### Stored data
----------------
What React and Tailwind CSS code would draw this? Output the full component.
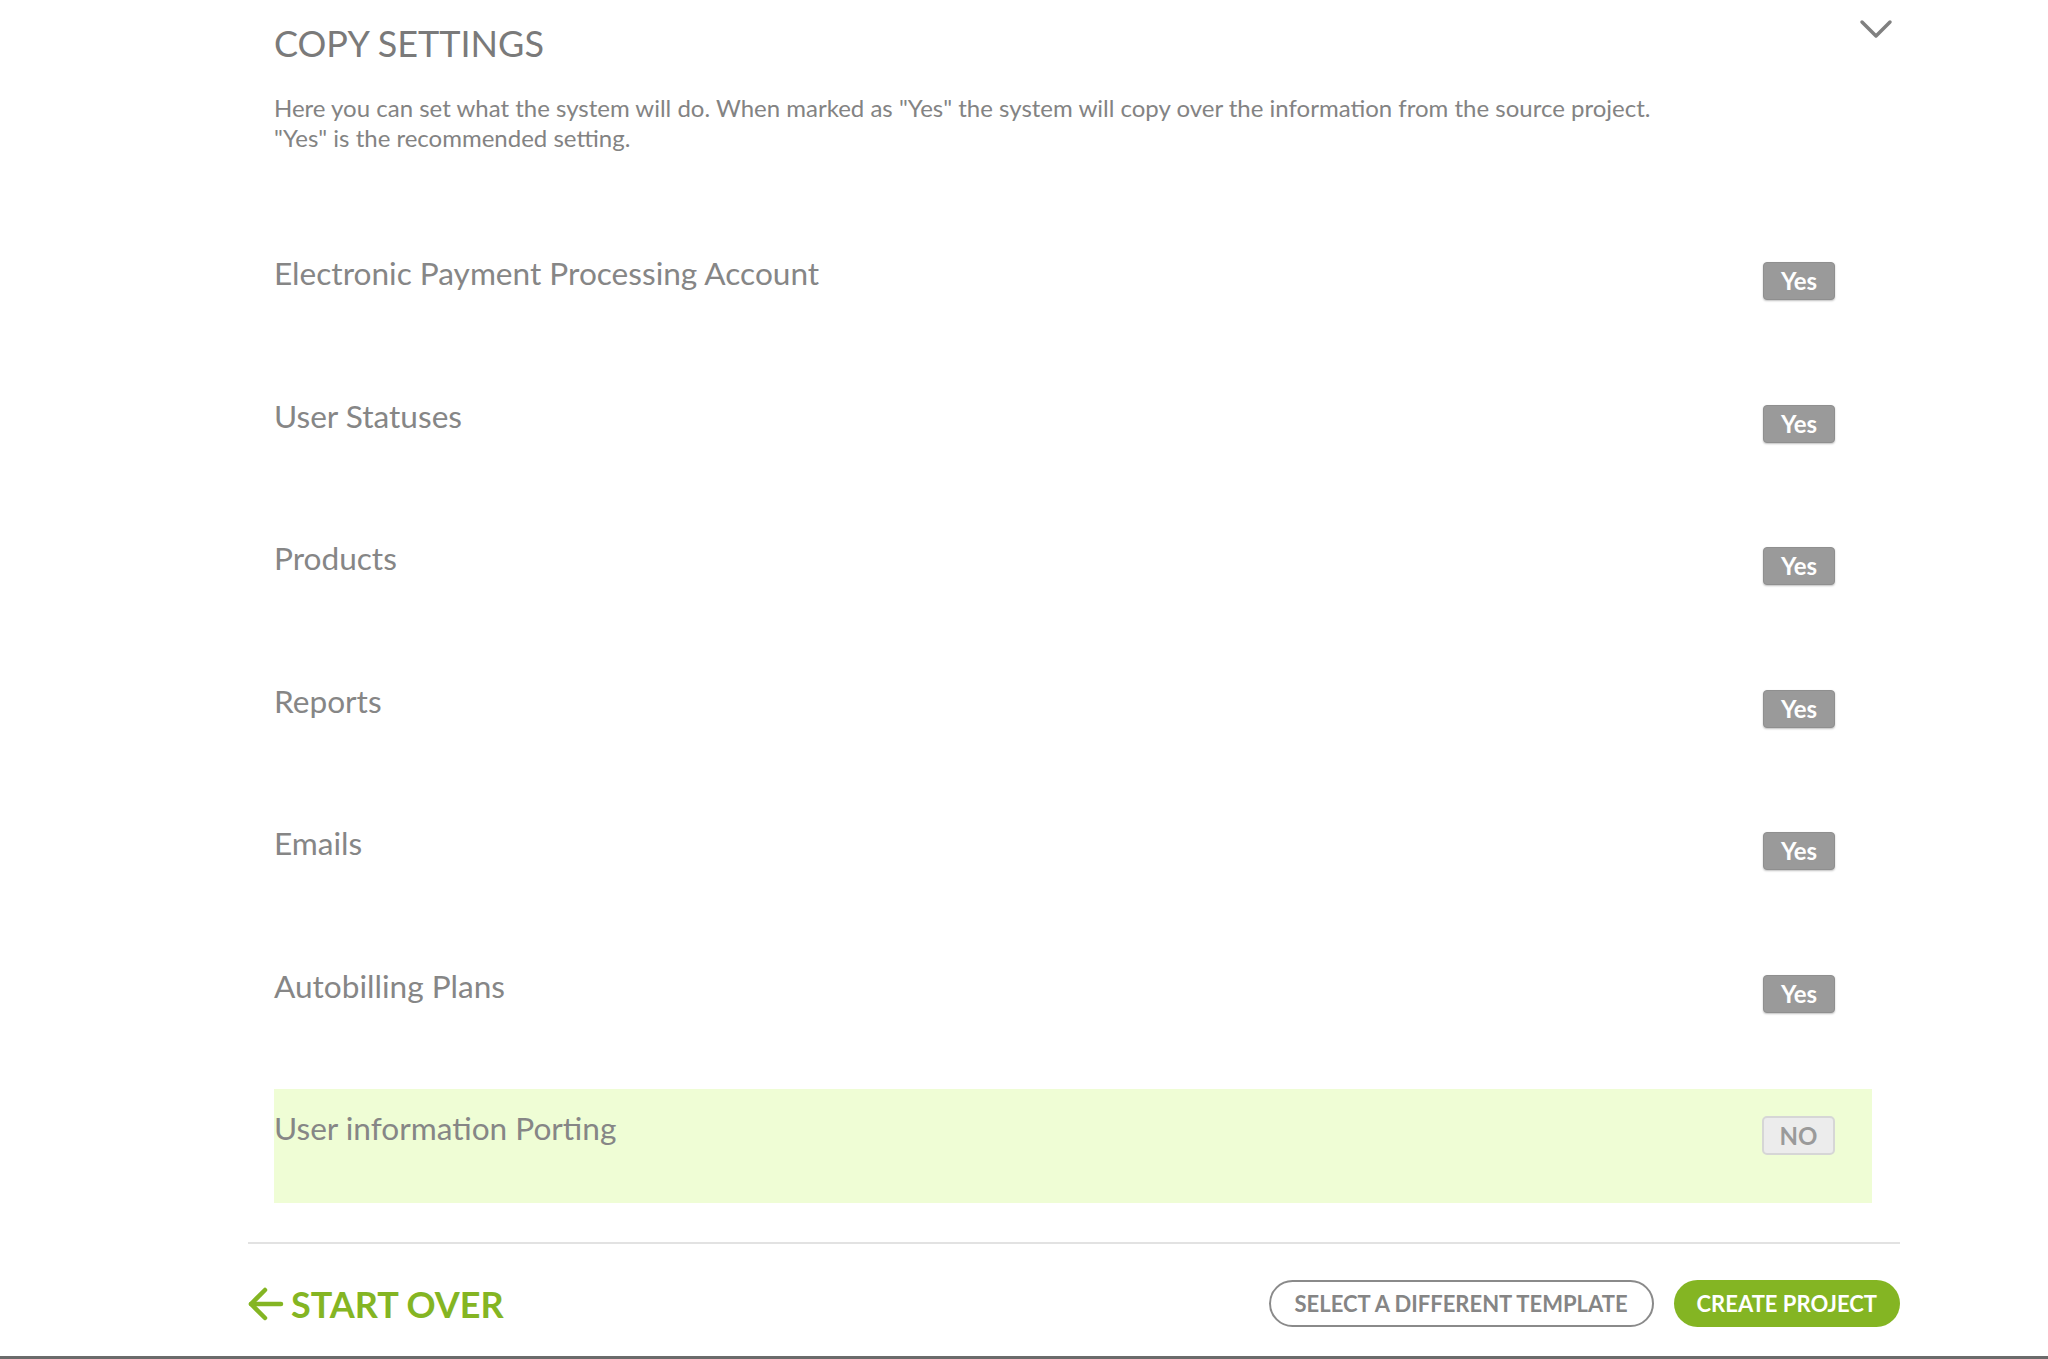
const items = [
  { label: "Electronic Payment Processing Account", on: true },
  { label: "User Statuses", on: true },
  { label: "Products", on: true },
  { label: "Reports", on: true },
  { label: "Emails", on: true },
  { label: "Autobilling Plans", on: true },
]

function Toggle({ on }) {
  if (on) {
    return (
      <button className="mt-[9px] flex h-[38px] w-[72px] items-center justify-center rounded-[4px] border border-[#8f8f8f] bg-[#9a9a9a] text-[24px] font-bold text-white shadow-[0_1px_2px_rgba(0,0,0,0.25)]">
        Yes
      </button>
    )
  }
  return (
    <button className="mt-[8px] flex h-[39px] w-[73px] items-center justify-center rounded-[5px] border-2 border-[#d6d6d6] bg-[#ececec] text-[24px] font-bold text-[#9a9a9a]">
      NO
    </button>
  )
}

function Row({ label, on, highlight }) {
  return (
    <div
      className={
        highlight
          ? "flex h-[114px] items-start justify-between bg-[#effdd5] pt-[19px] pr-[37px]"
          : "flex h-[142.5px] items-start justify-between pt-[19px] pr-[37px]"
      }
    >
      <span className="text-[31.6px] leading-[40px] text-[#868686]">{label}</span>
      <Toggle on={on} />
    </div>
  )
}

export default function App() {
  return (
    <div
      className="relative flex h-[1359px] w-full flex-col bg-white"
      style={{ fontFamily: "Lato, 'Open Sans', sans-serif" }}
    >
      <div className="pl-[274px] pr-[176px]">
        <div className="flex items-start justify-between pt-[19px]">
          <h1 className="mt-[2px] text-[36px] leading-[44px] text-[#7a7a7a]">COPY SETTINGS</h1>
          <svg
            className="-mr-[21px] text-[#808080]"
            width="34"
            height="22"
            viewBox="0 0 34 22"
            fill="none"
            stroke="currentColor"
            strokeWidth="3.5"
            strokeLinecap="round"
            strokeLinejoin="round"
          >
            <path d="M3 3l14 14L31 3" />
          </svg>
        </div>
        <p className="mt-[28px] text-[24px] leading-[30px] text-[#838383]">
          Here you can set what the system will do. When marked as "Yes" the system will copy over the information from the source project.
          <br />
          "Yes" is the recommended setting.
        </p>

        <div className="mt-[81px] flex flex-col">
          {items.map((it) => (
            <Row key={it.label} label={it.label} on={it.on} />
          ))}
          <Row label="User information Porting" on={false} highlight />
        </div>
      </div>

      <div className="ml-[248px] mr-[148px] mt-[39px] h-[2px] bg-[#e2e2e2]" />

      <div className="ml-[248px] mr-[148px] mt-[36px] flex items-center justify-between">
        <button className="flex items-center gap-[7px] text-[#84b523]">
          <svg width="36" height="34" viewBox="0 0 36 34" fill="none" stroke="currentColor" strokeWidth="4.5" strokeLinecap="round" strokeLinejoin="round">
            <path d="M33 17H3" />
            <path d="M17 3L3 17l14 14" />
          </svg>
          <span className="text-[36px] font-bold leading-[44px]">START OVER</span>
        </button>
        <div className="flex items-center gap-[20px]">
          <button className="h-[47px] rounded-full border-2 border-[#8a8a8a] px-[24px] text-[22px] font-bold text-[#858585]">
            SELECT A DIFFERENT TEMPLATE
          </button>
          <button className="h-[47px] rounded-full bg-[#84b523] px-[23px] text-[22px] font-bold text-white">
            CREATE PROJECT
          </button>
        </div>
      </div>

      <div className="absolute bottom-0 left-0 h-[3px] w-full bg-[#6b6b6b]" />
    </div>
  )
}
----------------
Give an exact copy of the material, leaving out every picture.

What React and Tailwind CSS code would draw this? Output the full component.
const items = [
  { label: "Electronic Payment Processing Account", on: true },
  { label: "User Statuses", on: true },
  { label: "Products", on: true },
  { label: "Reports", on: true },
  { label: "Emails", on: true },
  { label: "Autobilling Plans", on: true },
]

function Toggle({ on }) {
  if (on) {
    return (
      <button className="mt-[9px] flex h-[38px] w-[72px] items-center justify-center rounded-[4px] border border-[#8f8f8f] bg-[#9a9a9a] text-[24px] font-bold text-white shadow-[0_1px_2px_rgba(0,0,0,0.25)]">
        Yes
      </button>
    )
  }
  return (
    <button className="mt-[8px] flex h-[39px] w-[73px] items-center justify-center rounded-[5px] border-2 border-[#d6d6d6] bg-[#ececec] text-[24px] font-bold text-[#9a9a9a]">
      NO
    </button>
  )
}

function Row({ label, on, highlight }) {
  return (
    <div
      className={
        highlight
          ? "flex h-[114px] items-start justify-between bg-[#effdd5] pt-[19px] pr-[37px]"
          : "flex h-[142.5px] items-start justify-between pt-[19px] pr-[37px]"
      }
    >
      <span className="text-[31.6px] leading-[40px] text-[#868686]">{label}</span>
      <Toggle on={on} />
    </div>
  )
}

export default function App() {
  return (
    <div
      className="relative flex h-[1359px] w-full flex-col bg-white"
      style={{ fontFamily: "Lato, 'Open Sans', sans-serif" }}
    >
      <div className="pl-[274px] pr-[176px]">
        <div className="flex items-start justify-between pt-[19px]">
          <h1 className="mt-[2px] text-[36px] leading-[44px] text-[#7a7a7a]">COPY SETTINGS</h1>
          <svg
            className="-mr-[21px] text-[#808080]"
            width="34"
            height="22"
            viewBox="0 0 34 22"
            fill="none"
            stroke="currentColor"
            strokeWidth="3.5"
            strokeLinecap="round"
            strokeLinejoin="round"
          >
            <path d="M3 3l14 14L31 3" />
          </svg>
        </div>
        <p className="mt-[28px] text-[24px] leading-[30px] text-[#838383]">
          Here you can set what the system will do. When marked as "Yes" the system will copy over the information from the source project.
          <br />
          "Yes" is the recommended setting.
        </p>

        <div className="mt-[81px] flex flex-col">
          {items.map((it) => (
            <Row key={it.label} label={it.label} on={it.on} />
          ))}
          <Row label="User information Porting" on={false} highlight />
        </div>
      </div>

      <div className="ml-[248px] mr-[148px] mt-[39px] h-[2px] bg-[#e2e2e2]" />

      <div className="ml-[248px] mr-[148px] mt-[36px] flex items-center justify-between">
        <button className="flex items-center gap-[7px] text-[#84b523]">
          <svg width="36" height="34" viewBox="0 0 36 34" fill="none" stroke="currentColor" strokeWidth="4.5" strokeLinecap="round" strokeLinejoin="round">
            <path d="M33 17H3" />
            <path d="M17 3L3 17l14 14" />
          </svg>
          <span className="text-[36px] font-bold leading-[44px]">START OVER</span>
        </button>
        <div className="flex items-center gap-[20px]">
          <button className="h-[47px] rounded-full border-2 border-[#8a8a8a] px-[24px] text-[22px] font-bold text-[#858585]">
            SELECT A DIFFERENT TEMPLATE
          </button>
          <button className="h-[47px] rounded-full bg-[#84b523] px-[23px] text-[22px] font-bold text-white">
            CREATE PROJECT
          </button>
        </div>
      </div>

      <div className="absolute bottom-0 left-0 h-[3px] w-full bg-[#6b6b6b]" />
    </div>
  )
}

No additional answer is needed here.